Scalable Hierarchical Over-the-Air Federated Learning
Seyed Mohammad Azimi-Abarghouyi, Viktoria Fodor
TL;DR
This work tackles scalability, interference, and data heterogeneity in hierarchical federated learning over wireless networks by introducing MultiAirFed, a two-level learning method that combines intra-cluster gradient aggregation with inter-cluster model-parameter aggregation. A scalable clustered over-the-air uplink and a bandwidth-limited analog downlink transmission scheme are proposed to operate on a single wireless resource block, with optimized receiver normalizing factors to mitigate distortion. The authors model device locations with a Poisson cluster process, derive a tractable convergence bound for multi-cluster networks, and quantify uplink/downlink interference effects. Experimental results on MNIST and CIFAR-10 demonstrate that MultiAirFed outperforms conventional HierFed under realistic interference and non-i.i.d. data, validating the approach’s potential for large-scale edge learning deployments.
Abstract
When implementing hierarchical federated learning over wireless networks, scalability assurance and the ability to handle both interference and device data heterogeneity are crucial.
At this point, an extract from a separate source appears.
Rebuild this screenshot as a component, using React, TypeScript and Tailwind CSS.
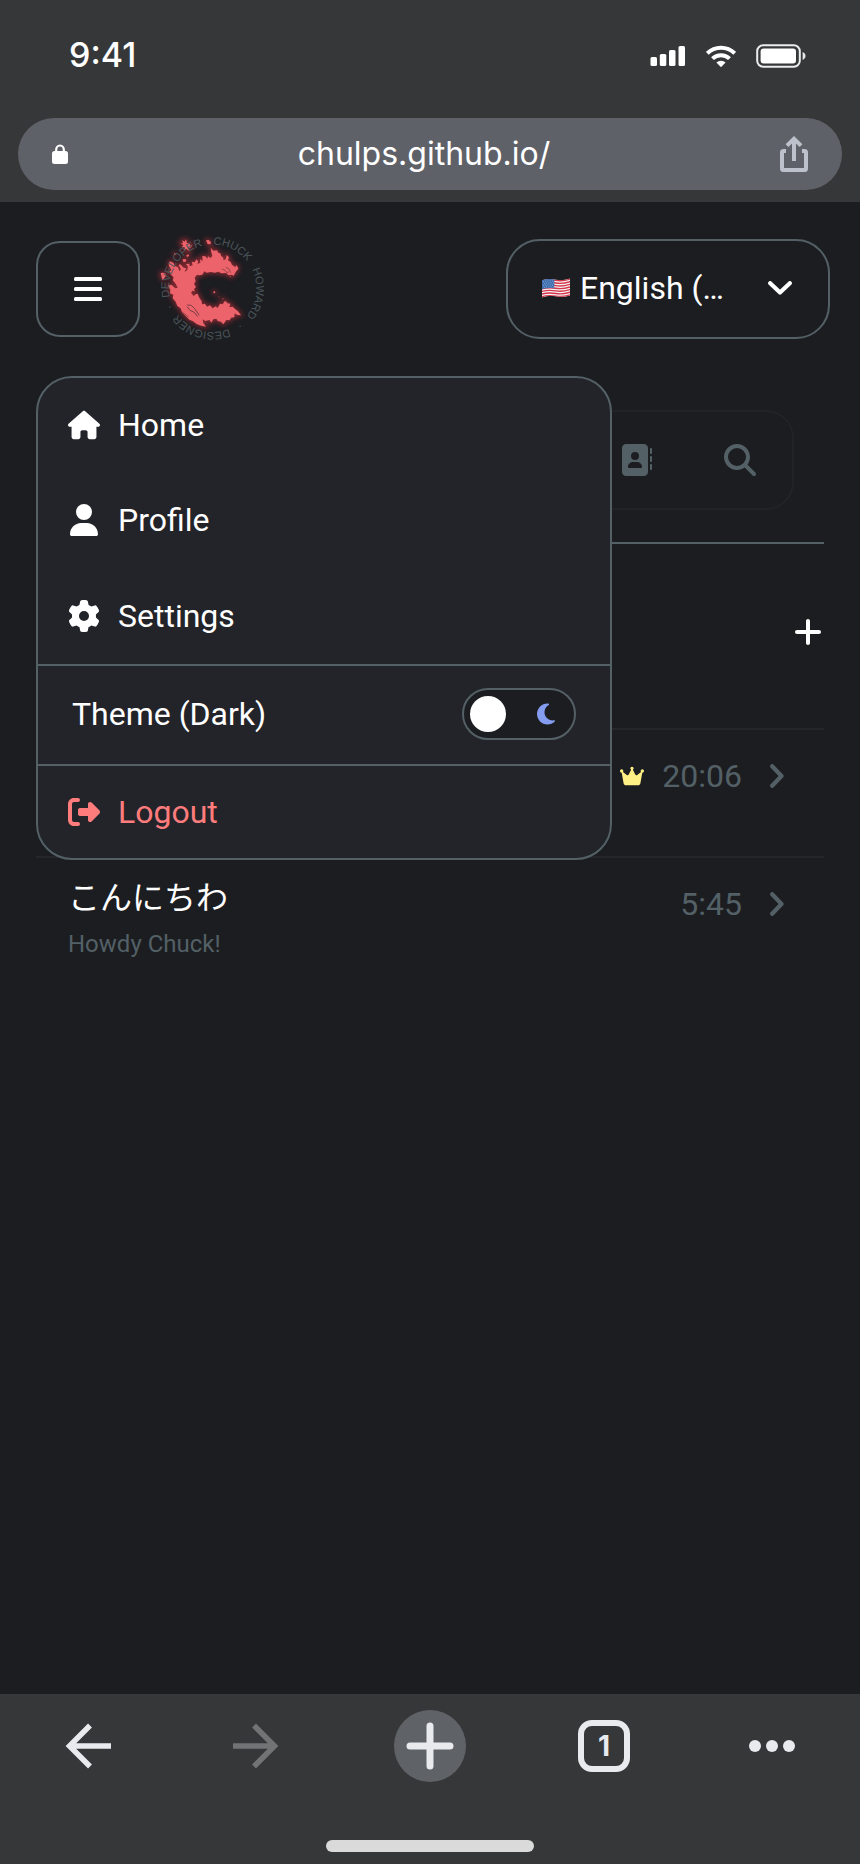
import { useState } from "react";
import type { ReactNode } from "react";
import {
  FaAddressBook,
  FaCrown,
  FaGear,
  FaHouse,
  FaMagnifyingGlass,
  FaMoon,
  FaPlus,
  FaRightFromBracket,
  FaUser,
} from "react-icons/fa6";

function SignalIcon() {
  return (
    <svg viewBox="0 0 36 22" className="h-[22px] w-9" fill="currentColor" aria-hidden="true">
      <rect x="0.5" y="12" width="6.5" height="9" rx="1.5" />
      <rect x="9.8" y="9" width="6.5" height="12" rx="1.5" />
      <rect x="19" y="5" width="6.5" height="16" rx="1.5" />
      <rect x="28.5" y="1" width="6.5" height="20" rx="1.5" />
    </svg>
  );
}

function WifiIcon() {
  return (
    <svg viewBox="0 0 30 22" className="h-[22px] w-[30px]" aria-hidden="true">
      <g fill="none" stroke="currentColor" strokeWidth="4">
        <path d="M1.3 8.3A19.4 19.4 0 0 1 28.7 8.3" />
        <path d="M6.5 13.7A12 12 0 0 1 23.5 13.7" />
      </g>
      <path d="M10.4 17.6a6.5 6.5 0 0 1 9.2 0L15 22.2z" fill="currentColor" />
    </svg>
  );
}

function BatteryIcon() {
  return (
    <svg viewBox="0 0 50 24" className="h-6 w-[50px]" aria-hidden="true">
      <rect x="1.2" y="1.2" width="42.6" height="21.6" rx="6" fill="none" stroke="#eceded" strokeWidth="2" />
      <rect x="4.6" y="4.6" width="35.4" height="14.8" rx="3" fill="#fff" />
      <path d="M46.600 8c1.900.7 2.900 2.300 2.900 4s-1 3.300-2.900 4z" fill="#e6e7e8" />
    </svg>
  );
}

function LockIcon() {
  return (
    <svg viewBox="0 0 16 20" className="h-5 w-4" aria-hidden="true">
      <rect x="0" y="7" width="16" height="13" rx="2.500" fill="#fff" />
      <path d="M4.200 8V5.500a3.800 4 0 0 1 7.600 0V8" fill="none" stroke="#fff" strokeWidth="2.200" />
    </svg>
  );
}

function ShareIcon() {
  return (
    <svg viewBox="0 0 28 36" className="h-9 w-7" fill="none" stroke="#bdc1cb" strokeWidth="4" aria-hidden="true">
      <path d="M6 15H3.500A1.500 1.500 0 0 0 2 16.500V32.500A1.500 1.500 0 0 0 3.500 34H24.500A1.500 1.500 0 0 0 26 32.500V16.500A1.500 1.500 0 0 0 24.500 15H22" />
      <path d="M14 25V4" />
      <path d="M7 9.700L14 2.800l7 6.900" />
    </svg>
  );
}

function ChevronDown() {
  return (
    <svg viewBox="0 0 24 14" className="ml-auto h-3.5 w-6 shrink-0" fill="none" stroke="currentColor" strokeWidth="4.200" strokeLinecap="round" strokeLinejoin="round" aria-hidden="true">
      <path d="M2.200 2.200L12 11.500L21.800 2.200" />
    </svg>
  );
}

function ChevronRight() {
  return (
    <svg viewBox="0 0 14 24" className="ml-7 h-6 w-3.5 shrink-0" fill="none" stroke="currentColor" strokeWidth="4.200" strokeLinecap="round" strokeLinejoin="round" aria-hidden="true">
      <path d="M2.200 2.200L11.500 12L2.200 21.800" />
    </svg>
  );
}

function UsFlag() {
  return (
    <svg viewBox="0 0 28 20" className="h-5 w-7 shrink-0" aria-hidden="true">
      <defs>
        <clipPath id="flag-shape">
          <path d="M0 2.200C5 .8 9 .8 14 1.700S23 2 28 .4V17.600C23 19.200 19 19 14 18.300S5 17.800 0 19.400z" />
        </clipPath>
      </defs>
      <g clipPath="url(#flag-shape)">
        <rect width="28" height="20" fill="#f4f2f3" />
        <g fill="none" stroke="#d5354a" strokeWidth="1.400">
          <path d="M0 2.900C5 1.500 9 1.500 14 2.400S23 2.700 28 1.100" />
          <path d="M0 5.500C5 4.100 9 4.100 14 5S23 5.300 28 3.700" />
          <path d="M0 8.100C5 6.700 9 6.700 14 7.600S23 7.900 28 6.300" />
          <path d="M0 10.800C5 9.400 9 9.400 14 10.300S23 10.600 28 9" />
          <path d="M0 13.400C5 12 9 12 14 12.900S23 13.200 28 11.600" />
          <path d="M0 16C5 14.600 9 14.600 14 15.500S23 15.800 28 14.200" />
          <path d="M0 18.700C5 17.300 9 17.300 14 18.200S23 18.500 28 16.900" />
        </g>
        <path d="M0 1.500C4 .7 8 .6 12.300 1.300V10.500C8 9.800 4 10.100 0 11.200z" fill="#3f6fb0" />
        <g fill="none" stroke="#a9c4e6" strokeWidth="0.700" strokeDasharray="0.800 1.500">
          <path d="M1 3.700C5 2.800 8 2.700 12 3.300" />
          <path d="M2 5.700C5 4.900 8 4.700 12 5.300" />
          <path d="M1 7.700C5 6.800 8 6.700 12 7.300" />
          <path d="M2 9.500C5 8.700 8 8.600 12 9.100" />
        </g>
      </g>
    </svg>
  );
}

function Logo() {
  return (
    <svg viewBox="18 24 336 336" className="size-28 overflow-visible" role="img" aria-label="Chuck Howard">
      <defs>
        <path id="logo-ring" d="M188 59a131 131 0 0 1 0 262a131 131 0 0 1 0-262" />
        <filter id="logo-glow" x="-30%" y="-30%" width="160%" height="160%">
          <feGaussianBlur stdDeviation="8" />
        </filter>
        <g id="logo-splash">
          <path d="M182 68L190 77 202 76 203 82 212 86 213 93 219 97 221 106 227 103 230 90 237 97 234 106 242 111 246 119 256 127 258 121 262 124 265 131 257 141 251 152 245 149 236 151 228 144 214 145 205 140 195 143 182 141 170 143 163 139 157 149 148 151 141 149 134 158 137 168 132 177 138 186 132 192 135 199 128 197 123 203 131 213 137 208 143 206 147 217 155 229 156 238 165 236 171 245 180 241 188 250 197 244 203 249 210 236 218 238 225 227 233 235 241 236 238 247 248 245 256 253 264 259 273 271 262 270 254 265 253 277 243 278 239 286 229 285 220 298 213 290 203 288 199 281 190 283 184 293 178 285 166 288 158 283 160 294 168 305 154 302 140 297 128 288 118 284 106 272 96 262 92 250 82 243 77 230 68 220 70 209 60 205 61 194 53 181 64 179 76 190 83 188 77 176 68 166 71 157 63 149 58 139 64 136 56 121 59 109 70 113 74 122 84 127 88 139 93 133 86 121 90 117 101 128 109 130 103 141 112 135 114 125 108 117 118 116 119 124 128 121 125 110 134 112 139 103 144 108 143 117 151 113 150 103 158 108 157 93 166 94 172 101 174 94 182 99 187 92 184 82z" />
          <path d="M97 46l7 4 4-7 3 11 8 2 2 7 6-5-3 8-9 5 3 7-9-6-7 4 2-9-8-1 4-5-8-7 7 1z" />
          <path d="M168 46l8-1 7 7-2 6-8-1z" />
          <path d="M32 144l8-1 8 4-2 8-6 8-3 2z" />
          <path d="M98 103l8-1 3 4-3 5-7-1z" />
          <path d="M109 91l7-3 1 5-6 3z" />
          <path d="M73 84l4 2-1 5-4-3z" />
          <circle cx="193" cy="202" r="3" />
          <circle cx="207" cy="216" r="1.200" />
          <circle cx="219" cy="221" r="1.500" />
          <circle cx="241" cy="155" r="1.500" />
        </g>
      </defs>
      <use href="#logo-splash" fill="#e0323c" stroke="#e0323c" strokeWidth="8" opacity="0.55" filter="url(#logo-glow)" />
      <use href="#logo-splash" fill="#ec636b" />
      <g fill="none" stroke="#1c1d21" strokeLinecap="round" opacity="0.8">
        <path d="M112 240l12 1 9 9 8 11 6 9" strokeWidth="2" />
        <path d="M112 246l8 10 13 6 9 12" strokeWidth="2" />
        <path d="M217 132l8 4 5 7 6-2" strokeWidth="1.500" />
        <path d="M229 128l7 3 6 11" strokeWidth="1.500" />
        <path d="M98 262l17 14" strokeWidth="1.500" />
      </g>
      <g fill="#4b565b" fontFamily="Liberation Sans, Arial, sans-serif" fontSize="33">
        <text><textPath href="#logo-ring" startOffset="2">CHUCK</textPath></text>
        <text><textPath href="#logo-ring" startOffset="147">HOWARD</textPath></text>
        <text><textPath href="#logo-ring" startOffset="324">·</textPath></text>
        <text><textPath href="#logo-ring" startOffset="361">DESIGNER</textPath></text>
        <text><textPath href="#logo-ring" startOffset="558">·</textPath></text>
        <text><textPath href="#logo-ring" startOffset="590">DEVELOPER</textPath></text>
      </g>
    </svg>
  );
}

function MenuItem({ icon, children }: { icon: ReactNode; children: ReactNode }) {
  return (
    <li className="flex h-24 first:h-[94px]">
      <a href="#" className="flex flex-1 items-center gap-[18px] px-[30px]">
        {icon}
        {children}
      </a>
    </li>
  );
}

function MainMenu() {
  const [dark, setDark] = useState(true);
  return (
    <nav
      aria-label="Main"
      className="absolute top-[174px] left-9 z-10 w-[576px] rounded-[36px] border-2 border-[#536066] bg-[#232429]"
    >
      <ul>
        <MenuItem icon={<FaHouse />}>Home</MenuItem>
        <MenuItem icon={<FaUser />}>Profile</MenuItem>
        <MenuItem icon={<FaGear />}>Settings</MenuItem>
      </ul>
      <label className="flex h-[102px] items-center justify-between border-y-2 border-[#536066] px-[34px] pb-0.5">
        Theme (Dark)
        <input
          type="checkbox"
          role="switch"
          className="sr-only"
          checked={dark}
          onChange={(event) => setDark(event.target.checked)}
        />
        <span className="flex h-[52px] w-[114px] items-center justify-between rounded-full border-2 border-[#536066] bg-[#1c1d21] pr-4 pl-1.5">
          <span className="size-9 rounded-full bg-white" />
          <FaMoon className="size-6 text-[#849df0]" />
        </span>
      </label>
      <button type="button" className="flex h-[92px] w-full items-center gap-[18px] px-[30px] text-[#ff7c7c]">
        <FaRightFromBracket />
        Logout
      </button>
    </nav>
  );
}

function ChatRow({ title, preview, time, owner }: { title?: string; preview?: string; time: string; owner?: boolean }) {
  return (
    <li className="border-t-2 border-[#24262a]">
      <a href="#" className="flex min-h-[126px] items-start justify-between pr-10 pl-8">
        <span className="flex flex-col pt-[17px]">
          <span className="leading-[46px]">{title}</span>
          <span className="text-2xl leading-[46px] text-[#536066]">{preview}</span>
        </span>
        <span className="flex h-[92px] items-center text-[#536066]">
          {owner && <FaCrown className="mr-[18px] size-6 text-[#fff085]" />}
          {time}
          <ChevronRight />
        </span>
      </a>
    </li>
  );
}

export default function App() {
  return (
    <div className="flex min-h-screen flex-col bg-[#1c1d21] font-[Roboto,'Noto_Sans_CJK_JP',sans-serif] text-[32px] leading-10 text-white">
      <header className="bg-[#363738] px-[18px] pb-3 font-[Inter,sans-serif]">
        <div className="flex h-[110px] items-center justify-between pr-9 pl-[51px]">
          <time className="text-[34px] font-medium">9:41</time>
          <div className="flex items-center gap-5 pt-0.5">
            <SignalIcon />
            <WifiIcon />
            <BatteryIcon />
          </div>
        </div>
        <div className="mt-2 flex h-[72px] items-center rounded-full bg-[#5f6168] px-[34px]">
          <LockIcon />
          <span className="flex-1 text-center">chulps.github.io/</span>
          <button type="button" aria-label="Share">
            <ShareIcon />
          </button>
        </div>
      </header>

      <main className="relative flex-1">
        <div className="flex items-center justify-between px-[30px] pt-[31px] pl-9">
          <div className="flex items-center gap-4">
            <button
              type="button"
              aria-label="Menu"
              className="flex h-24 w-[104px] items-center justify-center rounded-3xl border-2 border-[#536066]"
            >
              <svg viewBox="0 0 28 24" className="h-6 w-7" fill="currentColor" aria-hidden="true">
                <rect width="28" height="4" rx="1.500" />
                <rect y="10" width="28" height="4" rx="1.500" />
                <rect y="20" width="28" height="4" rx="1.500" />
              </svg>
            </button>
            <Logo />
          </div>
          <label className="flex h-[100px] w-[324px] items-center rounded-[34px] border-2 border-[#536066] pr-9 pb-0.5 pl-[34px]">
            <UsFlag />
            <select
              aria-label="Language"
              className="ml-2.5 w-[150px] appearance-none overflow-hidden bg-transparent text-ellipsis whitespace-nowrap outline-none"
            >
              <option>English (United States)</option>
            </select>
            <ChevronDown />
          </label>
        </div>

        <MainMenu />

        <div className="mt-[65px] px-9">
          <form className="mx-[30px] flex h-[100px] items-center rounded-[28px] border-2 border-[#222327] pr-9 pl-8 text-[#536066]">
            <input type="search" aria-label="Search" className="min-w-0 flex-1 bg-transparent outline-none" />
            <button type="button" aria-label="Contacts">
              <FaAddressBook />
            </button>
            <button type="submit" aria-label="Search" className="ml-[72px]">
              <FaMagnifyingGlass />
            </button>
          </form>
          <div className="mt-8 mb-2 flex h-[178px] items-center justify-end border-t-2 border-[#536066]">
            <button type="button" aria-label="New chat">
              <FaPlus />
            </button>
          </div>
          <ul>
            <ChatRow time="20:06" owner />
            <ChatRow title="こんにちわ" preview="Howdy Chuck!" time="5:45" />
          </ul>
        </div>
      </main>

      <footer className="bg-[#363738] pt-4 pb-3 text-[#e8eaed]">
        <div className="flex items-center justify-between px-[52px]">
          <div className="flex gap-24">
            <button type="button" aria-label="Back" className="flex size-[72px] items-center justify-center">
              <svg viewBox="0 0 46 46" className="size-[46px]" fill="none" stroke="currentColor" strokeWidth="5.500" aria-hidden="true">
                <path d="M46 23H5M25 2.500L4.500 23 25 43.500" />
              </svg>
            </button>
            <button type="button" aria-label="Forward" className="flex size-[72px] items-center justify-center text-[#727375]">
              <svg viewBox="0 0 46 46" className="size-[46px]" fill="none" stroke="currentColor" strokeWidth="5.500" aria-hidden="true">
                <path d="M0 23H41M21 2.500L41.500 23 21 43.500" />
              </svg>
            </button>
          </div>
          <button type="button" aria-label="New tab" className="flex size-[72px] items-center justify-center rounded-full bg-[#5f6368]">
            <svg viewBox="0 0 48 48" className="size-12" stroke="currentColor" strokeWidth="7" strokeLinecap="round" aria-hidden="true">
              <path d="M24 4V44M4 24H44" />
            </svg>
          </button>
          <div className="flex gap-24">
            <button type="button" aria-label="Tabs" className="flex size-[72px] items-center justify-center">
              <span className="flex size-[52px] items-center justify-center rounded-[14px] border-[6px] border-[#e8eaed] font-[Inter,sans-serif] text-[28px] font-bold">
                1
              </span>
            </button>
            <button type="button" aria-label="More" className="flex size-[72px] items-center justify-center">
              <svg viewBox="0 0 46 12" className="h-3 w-[46px]" fill="currentColor" aria-hidden="true">
                <circle cx="6" cy="6" r="6" />
                <circle cx="23" cy="6" r="6" />
                <circle cx="40" cy="6" r="6" />
              </svg>
            </button>
          </div>
        </div>
        <div className="mx-auto mt-[58px] h-3 w-52 rounded-full bg-[#dadada]" />
      </footer>
    </div>
  );
}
This work introduces a new two-level learning method designed to address these challenges, along with a scalable over-the-air aggregation scheme for the uplink and a bandwidth-limited broadcast scheme for the downlink that efficiently use a single wireless resource. To provide resistance against data heterogeneity, we employ gradient aggregations. Meanwhile, the impact of uplink and downlink interference is minimized through optimized receiver normalizing factors. We present a comprehensive mathematical approach to derive the convergence bound for the proposed algorithm, applicable to a multi-cluster wireless network encompassing any count of collaborating clusters, and provide special cases and design remarks. As a key step to enable a tractable analysis, we develop a spatial model for the setup by modeling devices as a Poisson cluster process over the edge servers and rigorously quantify uplink and downlink error terms due to the interference. Finally, we show that despite the interference and data heterogeneity, the proposed algorithm not only achieves high learning accuracy for a variety of parameters but also significantly outperforms the conventional hierarchical learning algorithm.